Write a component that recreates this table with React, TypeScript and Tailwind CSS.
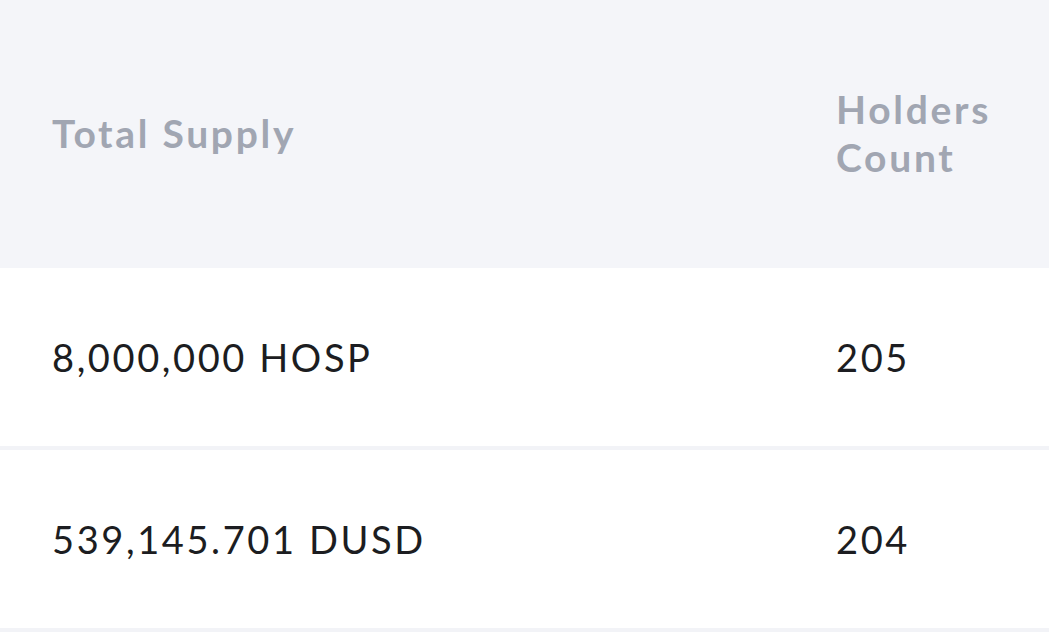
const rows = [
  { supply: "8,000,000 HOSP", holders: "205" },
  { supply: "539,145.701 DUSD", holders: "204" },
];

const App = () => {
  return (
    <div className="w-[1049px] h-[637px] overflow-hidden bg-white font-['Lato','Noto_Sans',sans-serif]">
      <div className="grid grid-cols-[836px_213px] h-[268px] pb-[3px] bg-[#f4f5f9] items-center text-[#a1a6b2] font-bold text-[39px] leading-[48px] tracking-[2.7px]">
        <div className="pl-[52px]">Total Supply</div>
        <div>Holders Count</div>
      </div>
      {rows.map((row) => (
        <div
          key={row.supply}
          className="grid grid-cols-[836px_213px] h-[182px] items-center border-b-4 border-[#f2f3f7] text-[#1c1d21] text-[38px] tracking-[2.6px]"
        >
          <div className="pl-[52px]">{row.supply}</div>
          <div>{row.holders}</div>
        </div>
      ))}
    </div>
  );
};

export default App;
==================================================
--- Your goal ---
Print each line of the material above exactly, with the pictures removed from your copy.

--- Reply ---
Write a component that recreates this table with React, TypeScript and Tailwind CSS.
const rows = [
  { supply: "8,000,000 HOSP", holders: "205" },
  { supply: "539,145.701 DUSD", holders: "204" },
];

const App = () => {
  return (
    <div className="w-[1049px] h-[637px] overflow-hidden bg-white font-['Lato','Noto_Sans',sans-serif]">
      <div className="grid grid-cols-[836px_213px] h-[268px] pb-[3px] bg-[#f4f5f9] items-center text-[#a1a6b2] font-bold text-[39px] leading-[48px] tracking-[2.7px]">
        <div className="pl-[52px]">Total Supply</div>
        <div>Holders Count</div>
      </div>
      {rows.map((row) => (
        <div
          key={row.supply}
          className="grid grid-cols-[836px_213px] h-[182px] items-center border-b-4 border-[#f2f3f7] text-[#1c1d21] text-[38px] tracking-[2.6px]"
        >
          <div className="pl-[52px]">{row.supply}</div>
          <div>{row.holders}</div>
        </div>
      ))}
    </div>
  );
};

export default App;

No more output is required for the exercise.